With this architecture it is possible for multiple batches with the same key to be active at the same time. To avoid this, batching can be combined with a global concurrency limit of 1 and `ByKind: true` to ensure there are no redundant batches.
The batch leader job will occupy a worker slot from the moment it is fetched until the batch is completed. This may result in jobs running for longer than expected and should be considered when choosing `MaxWorkers`.
This section is empty.
func Work[T JobArgsWithBatchOpts, TTx any](ctx context.Context, worker ManyWorker[T], job *river.Job[T], opts *WorkerOpts) error
Work fetches a batch of jobs and executes them as a group with riverbatch.ManyWorker.WorkMany, instead of executing only a single job.

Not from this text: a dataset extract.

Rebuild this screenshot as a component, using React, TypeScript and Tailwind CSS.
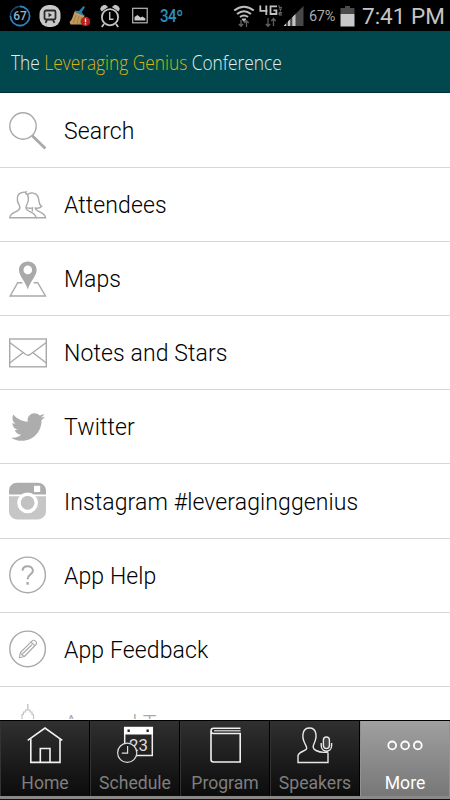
import React from 'react';
import { FaTwitter } from 'react-icons/fa';

const SearchIcon = () => (
  <svg width="38" height="38" viewBox="0 0 38 38" fill="none" stroke="#a9a9a9">
    <circle cx="14" cy="14" r="13.2" strokeWidth="1.4" />
    <path d="M23.3 23.8L36.4 36.6" strokeWidth="2.8" />
  </svg>
);

const AttendeesIcon = () => (
  <svg width="38" height="38" viewBox="0 0 38 38" fill="none" stroke="#a9a9a9" strokeWidth="1.4">
    <path d="M18.4 8.6C21.4 6 27.3 6.6 29 10.8C30.6 15 29.4 19 32.6 20.4C31.5 22.2 28.6 22.4 26.2 22C26.4 26 35.7 25.2 36.6 31.8H27M18 21.6C20 22.3 22 22.3 23.4 21.8V25.4" />
    <path fill="#fff" d="M.8 31.8C.8 27.3 5 26.6 8.3 25C11.4 23.2 11.3 21.2 10.2 19C7 14.5 7.8 8 12.4 6.8C14 6 15.8 6.2 17.2 5.8L16.6 7.2C20 9 20.3 14.5 17.6 19C16.6 21.2 16.8 23.4 19.6 25C22.8 26.8 26.6 27.2 27 31.8Z" />
  </svg>
);

const MapsIcon = () => (
  <svg width="38" height="38" viewBox="0 0 38 38" fill="none">
    <path d="M13.4 22.7H8.7L1.2 36H36.5L28.7 22.7H24.6" stroke="#a9a9a9" strokeWidth="1.4" />
    <path fillRule="evenodd" fill="#a9a9a9" d="M18.8 1.5C13.9 1.5 10 5 10 10C10 16 16 20.5 18.8 29.5C21.6 20.5 27.6 16 27.6 10C27.6 5 23.7 1.5 18.8 1.5ZM18.8 5.6A4.3 4.3 0 1 1 18.8 14.2A4.3 4.3 0 1 1 18.8 5.6Z" />
  </svg>
);

const NotesIcon = () => (
  <svg width="38" height="38" viewBox="0 0 38 38" fill="none" stroke="#a9a9a9" strokeWidth="1.4">
    <rect x=".7" y="5" width="36.6" height="27.8" />
    <path d="M.7 8.5L16.5 20.3C18.3 21.7 19.8 21.7 21.5 20.3L37.3 8.5M.7 29L14 18.7M37.3 29L24 18.7" />
  </svg>
);

const TwitterIcon = () => <FaTwitter className="ml-0.5 size-[34px]" color="#adadad" />;

const InstagramIcon = () => (
  <svg width="38" height="38" viewBox="0 0 38 38">
    <path d="M0 12.5V9C0 4 3.5.8 8.5.8H28.5C33.5.8 37 4 37 9V12.5Z" fill="#adadad" />
    <path d="M0 14.3H37V29C37 34 33.5 37.4 28.5 37.4H8.5C3.5 37.4 0 34 0 29Z" fill="#c6c6c6" />
    <circle cx="18.6" cy="20.8" r="8.6" fill="none" stroke="#fff" strokeWidth="3.6" />
    <circle cx="18.6" cy="20.8" r="6.8" fill="#c2c2c2" />
    <rect x="25" y="3.8" width="6.2" height="6.2" fill="#fff" />
  </svg>
);

const HelpIcon = () => (
  <svg width="38" height="38" viewBox="0 0 38 38" fill="none" stroke="#a9a9a9">
    <circle cx="18.6" cy="18.9" r="17.8" strokeWidth="1.4" />
    <path d="M13.6 14.8C13.6 11.8 15.7 10.3 18.6 10.3C21.6 10.3 23.9 12 23.9 14.8C23.9 18.5 18.6 18.3 18.6 23.3" strokeWidth="2" />
    <path d="M18.6 26V28.7" strokeWidth="2.4" />
  </svg>
);

const FeedbackIcon = () => (
  <svg width="38" height="38" viewBox="0 0 38 38" fill="none" stroke="#a9a9a9">
    <circle cx="18.6" cy="18.9" r="17.8" strokeWidth="1.4" />
    <g strokeWidth="1.1" strokeLinejoin="round">
      <path d="M10.3 27.8L11.4 22.5L23.4 10.6C25 9 28.8 12.6 27 14.5L15.3 26.5Z" />
      <path d="M11.4 22.5L12.8 24.8L15.3 26.5M22 12L25.8 15.7M13.4 24L23.2 14.5" />
    </g>
  </svg>
);

const AroundTownIcon = () => (
  <svg width="38" height="38" viewBox="0 0 38 38" fill="none" stroke="#c4c4c4">
    <path d="M18.8 0V6" strokeWidth="1.4" />
    <path d="M13 15V10.5H14.5V8H16.5V6H21V8H23V10.5H24.5V15" strokeWidth="1.2" />
  </svg>
);

const menuItems = [
  { label: 'Search', icon: SearchIcon },
  { label: 'Attendees', icon: AttendeesIcon },
  { label: 'Maps', icon: MapsIcon },
  { label: 'Notes and Stars', icon: NotesIcon },
  { label: 'Twitter', icon: TwitterIcon },
  { label: 'Instagram #leveraginggenius', icon: InstagramIcon },
  { label: 'App Help', icon: HelpIcon },
  { label: 'App Feedback', icon: FeedbackIcon },
  { label: 'Around Town', icon: AroundTownIcon, faded: true },
];

const HomeIcon = () => (
  <svg width="44" height="40" viewBox="0 0 44 40" fill="none" stroke="#f2f2f2" strokeWidth="1.6">
    <path d="M4.7 15.3L22 3L39.3 15.3M7.8 13.5V37.4H37V13.5M17.3 37.4V23.5H27V37.4" />
  </svg>
);

const ScheduleIcon = () => (
  <svg width="44" height="40" viewBox="0 0 44 40" fill="none">
    <path d="M11.7 18V2.5H39.3V30.5H23" stroke="#eee" strokeWidth="1.5" />
    <path d="M11 2H40V9.5H11Z" fill="#fff" />
    <path d="M14.5 4.5H16.8V7H14.5ZM33.5 4.5H35.8V7H33.5Z" fill="#222" />
    <text x="16" y="25.6" fontFamily="Roboto, sans-serif" fontSize="16.8" fill="#ddd">23</text>
    <circle cx="14.2" cy="27.8" r="9.6" fill="#202020" stroke="#ddd" strokeWidth="1.2" />
    <path d="M14.6 21V28.2H8.8" stroke="#ddd" strokeWidth="1.2" />
  </svg>
);

const ProgramIcon = () => (
  <svg width="44" height="40" viewBox="0 0 44 40" fill="none" stroke="#f0f0f0">
    <path d="M37.5 3.2H10.5C7.2 3.2 7.2 8.5 10.5 8.5H37.2V37H10.5Q8 37 8 34.5V6" strokeWidth="1.6" />
    <path d="M11 5.8H37.5" strokeWidth="1.1" />
  </svg>
);

const SpeakersIcon = () => (
  <svg width="44" height="40" viewBox="0 0 44 40" fill="none" stroke="#e8e8e8" strokeWidth="1.4">
    <path d="M35 27.5V37.5H5V30.5C6 26.8 11 26.5 13.3 24.3C14.5 22.7 13 20.8 12 18.8C8.5 12 9 3 16.5 3C24 3 24.3 12 21 18.8C19.5 21.8 20 24 23 25.5C26 27 31.5 27.7 35 26.8" />
    <rect x="30.4" y="12" width="6" height="11.6" rx="3" fill="#444" />
    <path d="M28.2 18V20.5C28.2 28 38.6 28 38.6 20.5V18M33.4 26V28" />
  </svg>
);

const MoreIcon = () => (
  <svg width="44" height="40" viewBox="0 0 44 40" fill="none" stroke="#fff" strokeWidth="1.8">
    <circle cx="9.2" cy="20.4" r="3.9" />
    <circle cx="22.1" cy="20.4" r="3.9" />
    <circle cx="34.8" cy="20.4" r="3.9" />
  </svg>
);

const tabs = [
  { label: 'Home', icon: HomeIcon },
  { label: 'Schedule', icon: ScheduleIcon },
  { label: 'Program', icon: ProgramIcon },
  { label: 'Speakers', icon: SpeakersIcon },
  { label: 'More', icon: MoreIcon, active: true },
];

const StatusBar = () => (
  <div className="h-[31px] shrink-0 bg-black flex items-center justify-between pl-[9px] pr-[6px] pt-px">
    <div className="flex items-center">
      <svg width="22" height="22" viewBox="0 0 22 22" fill="none">
        <circle cx="11" cy="11" r="9.6" stroke="#174368" strokeWidth="1.6" />
        <path d="M11 1.4A9.6 9.6 0 1 1 1.4 11" stroke="#2d81bd" strokeWidth="1.6" />
        <text x="11" y="15" textAnchor="middle" fontFamily="Roboto, sans-serif" fontSize="12" fontWeight="500" fill="#91b4cd">67</text>
      </svg>
      <svg className="ml-2" width="22" height="24" viewBox="0 0 22 24" fill="none">
        <rect x=".5" y="1" width="21" height="22" rx="9" fill="#c9c9c9" />
        <rect x="5.5" y="6.5" width="11" height="9" rx="1.5" stroke="#2b2b2b" strokeWidth="1.8" />
        <path d="M9.5 8.8L13 11L9.5 13.2Z" fill="#2b2b2b" />
        <path d="M8 16L6.5 18.8M14 16L15.5 18.8" stroke="#2b2b2b" strokeWidth="1.8" />
      </svg>
      <svg className="ml-2" width="22" height="22" viewBox="0 0 22 22">
        <path d="M5.5 6.5L15.5 10.5L14 19.5H1.5L.5 17C3 15 4 11 5.5 6.5Z" fill="#c39a5c" />
        <path d="M7 10L4.5 18M10 11L8 19M12.5 12L11 19" stroke="#97713a" strokeWidth=".7" fill="none" />
        <path d="M6 5.5L10 6L14.5 1L16 2L12.8 7.2L15.5 11L6 7Z" fill="#2381ae" />
        <circle cx="16.5" cy="16.5" r="4.7" fill="#bd1e1c" />
        <path d="M16.5 13.5V17.2M16.5 18.3V19.6" stroke="#eee" strokeWidth="1.4" />
      </svg>
      <svg className="ml-2" width="22" height="24" viewBox="0 0 22 24" fill="none" stroke="#c4c4c4">
        <circle cx="11" cy="13.2" r="8.1" strokeWidth="1.8" />
        <path d="M10.7 8V15.2H14.5" strokeWidth="1.4" />
        <path d="M2.5 7A3.6 3.6 0 0 1 8.5 3Z M19.5 7A3.6 3.6 0 0 0 13.5 3Z" fill="#c4c4c4" strokeWidth="1" />
        <path d="M5 20L2.8 23M17 20L19.2 23" strokeWidth="1.8" />
      </svg>
      <svg className="ml-2.5" width="18" height="18" viewBox="0 0 18 18">
        <rect x="1.7" y="1.3" width="14.5" height="14.5" fill="none" stroke="#b8b8b8" strokeWidth="1.2" />
        <path d="M3.5 13.5V10L6.5 8L9.5 10.5L11.5 9.5L14.3 11.5V13.5Z" fill="#ccc" />
      </svg>
      <span className="ml-[11px] mt-0.5 origin-left scale-x-[0.86] font-[Roboto] text-[17.5px] font-medium leading-none text-[#2c91b9] tracking-[-0.5px]">34º</span>
    </div>
    <div className="flex items-center">
      <svg width="22" height="24" viewBox="0 0 22 24" fill="none" stroke="#bdbdbd" strokeWidth="2">
        <path d="M1.2 6.5Q11 -1 20.8 6.5M4 10Q11 4.5 18 10M7 13Q11 10 15 13" />
        <path d="M9 15L11 17.5L13 15Z" fill="#bdbdbd" strokeWidth="1" />
        <path d="M8 16V22M5.8 20L8 22.3L10.2 20M13.5 23V17M11.3 19L13.5 16.7L15.7 19" stroke="#606060" strokeWidth="1.3" />
      </svg>
      <svg className="ml-1" width="24" height="24" viewBox="0 0 24 24" fill="none">
        <path d="M1.3 1.5V6.8H8.5M7.3 1.5V11M18 2.4H11.5V10H17.4V6.3H14.5" stroke="#c2c2c2" strokeWidth="1.8" />
        <path d="M20 1.2V3.4H23M19.8 5H23M21.4 5V7.5M23 8.6H20V11H23M20 9.8H22.5" stroke="#888" strokeWidth=".8" />
        <path d="M9 14V22M6.8 20L9 22.3L11.2 20M14.5 22V14.5M12.3 17L14.5 14.5L16.7 17" stroke="#606060" strokeWidth="1.3" />
      </svg>
      <svg width="21" height="22" viewBox="0 0 21 22">
        <path d="M.5 21L20.5 1V21Z" fill="#484848" />
        <path d="M1 21V20.5L3 18.5V21ZM5 21V16.5L7.2 14.3V21ZM9.3 21V12.2L12.5 9V21Z" fill="#c4c4c4" />
      </svg>
      <span className="ml-[5px] mt-0.5 w-[28px] whitespace-nowrap font-[Roboto] text-[14.5px] leading-none tracking-[-0.3px] text-[#aaa]">67%</span>
      <svg className="ml-[3px]" width="15" height="21" viewBox="0 0 15 21">
        <path d="M5 0H10V2H14.5V8H.5V2H5Z" fill="#4b4b4b" />
        <path d="M.5 8H14.5V20.5H.5Z" fill="#c8c8c8" />
      </svg>
      <span className="ml-[7px] w-[82px] whitespace-nowrap font-[Roboto] text-[22.5px] leading-none text-[#c5c5c5]">7:41 PM</span>
    </div>
  </div>
);

const App = () => {
  return (
    <div className="w-[450px] h-[800px] flex flex-col overflow-hidden bg-white">
      <StatusBar />

      <header className="h-[62px] shrink-0 bg-[#00484d] border-b border-[#012f37] flex items-center pl-[10.5px] pt-[3px]">
        <h1 className="origin-left scale-x-[0.866] whitespace-nowrap font-['Open_Sans'] text-[20px] font-light leading-none text-[#e2eeee]">
          The <span className="text-[#dcb314]">Leveraging Genius</span> Conference
        </h1>
      </header>

      <main className="flex-1 min-h-0 overflow-hidden border-b border-white pt-px">
        <ul>
          {menuItems.map(({ label, icon: Icon, faded }) => (
            <li key={label} className="h-[74.1px] flex items-center border-b border-[#d6d6d6] pl-[9px]">
              <div className="w-[55px] shrink-0">
                <Icon />
              </div>
              <span
                className={
                  faded
                    ? 'pt-0.5 whitespace-nowrap font-[Roboto] text-[23px] font-light leading-none tracking-[0.11px] text-[#aaa]'
                    : 'pt-0.5 whitespace-nowrap font-[Roboto] text-[23px] font-light leading-none tracking-[0.11px] text-black'
                }
              >
                {label}
              </span>
            </li>
          ))}
        </ul>
      </main>

      <nav className="h-20 shrink-0 flex flex-col bg-[#111]">
        <div className="h-[76px] grid grid-cols-5 border-t border-black">
          {tabs.map(({ label, icon: Icon, active }) => (
            <div
              key={label}
              className={
                active
                  ? 'flex flex-col items-center bg-linear-to-b from-[#a0a0a0] to-[#777] border-x border-[#929292] pt-[4px] text-white'
                  : 'flex flex-col items-center bg-linear-to-b from-[#303030] to-[#0c0c0c] border-r border-r-black border-l border-l-[#333] pt-[4px] text-[#7f7f7f]'
              }
            >
              <Icon />
              <span className="mt-[8px] font-[Roboto] text-[17.6px] leading-[20px]">{label}</span>
            </div>
          ))}
        </div>
        <div className="h-[3px] bg-[#8b8888]" />
      </nav>
    </div>
  );
};

export default App;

Client or Worker level timeout settings apply to the entire batch and are inclusive of the polling timeout.
Returns an error if any invalid WorkerOpts are provided.
func WorkFunc[T JobArgsWithBatchOpts, TTx any](f func(context.Context, []*river.Job[T]) error, opts *WorkerOpts) river.Worker[T]
WorkFunc wraps a function to implement the Worker interface. A job args struct implementing river.JobArgs will still be required to specify a Kind.
For example:
river.AddWorker(workers, riverbatch.WorkFunc(func(ctx context.Context, jobs []*river.Job[WorkFuncArgs]) error {
fmt.Printf("Received a batch of %d jobs", len(jobs))
return nil
}, &riverbatch.WorkerOpts{MaxCount: 100, PollInterval: 1*time.Second, PollTimeout: 5*time.Second}))
type ManyWorker[T JobArgsWithBatchOpts] interface { // WorkMany performs the jobs and returns an error if failed. The context // will be configured with a timeout according to the worker settings and may // be cancelled for other reasons. // // If no error is returned, all the jobs are assumed to have succeeded and // will be marked completed. // // To mark only certain jobs as failed, cancelled, etc., utilze the MultiError // type to record errors on a per-job basis. // // As with any worker, it is important for any worker to respect context // cancellation to enable the client to respond to shutdown requests; there is // no way to cancel a running job that does not respect context cancellation, // other than terminating the process. WorkMany(ctx context.Context, jobs []*river.Job[T]) error }
ManyWorker is a river.ManyWorker that defines a `WorkMany` for working a batch of jobs instead of a `Work` for working a single job.
type MultiError struct {/* contains filtered or unexported fields */}
func NewMultiError() *MultiError
func (e *MultiError) Add(job *rivertype.JobRow, err error)
func (e *MultiError) AddByID(jobID int64, err error)
func (e *MultiError) Error() string
func (e *MultiError) Get(job *rivertype.JobRow) error
func (e *MultiError) GetByID(jobID int64) error
func (e *MultiError) Is(target error) bool
type WorkerOpts struct {
// MaxCount is the maximum number of jobs to include in a batch.
// Must be greater than 0 and less than math.MaxInt32.
//
// Default is 100 (MaxCountDefault).
MaxCount int
// MaxDelay is the maximum amount of time to wait for a full batch with
// MaxCount jobs to be available. Once the maximum delay has elapsed, a final
// attempt will be made to fetch more jobs (up to maxCount) before executing
// the batch with however many jobs were fetched.
//
// Must be 0 or greater. Default is 5 seconds (MaxDelayDefault).
MaxDelay time.Duration
// PollInterval is the interval at which to poll for more jobs to add to the
// batch until the batch is full or the MaxDelay is reached.
//
// Must be 0 or greater. Default is 1 second (PollIntervalDefault).
PollInterval time.Duration
}
WorkerOpts are the batching options for a ManyWorker.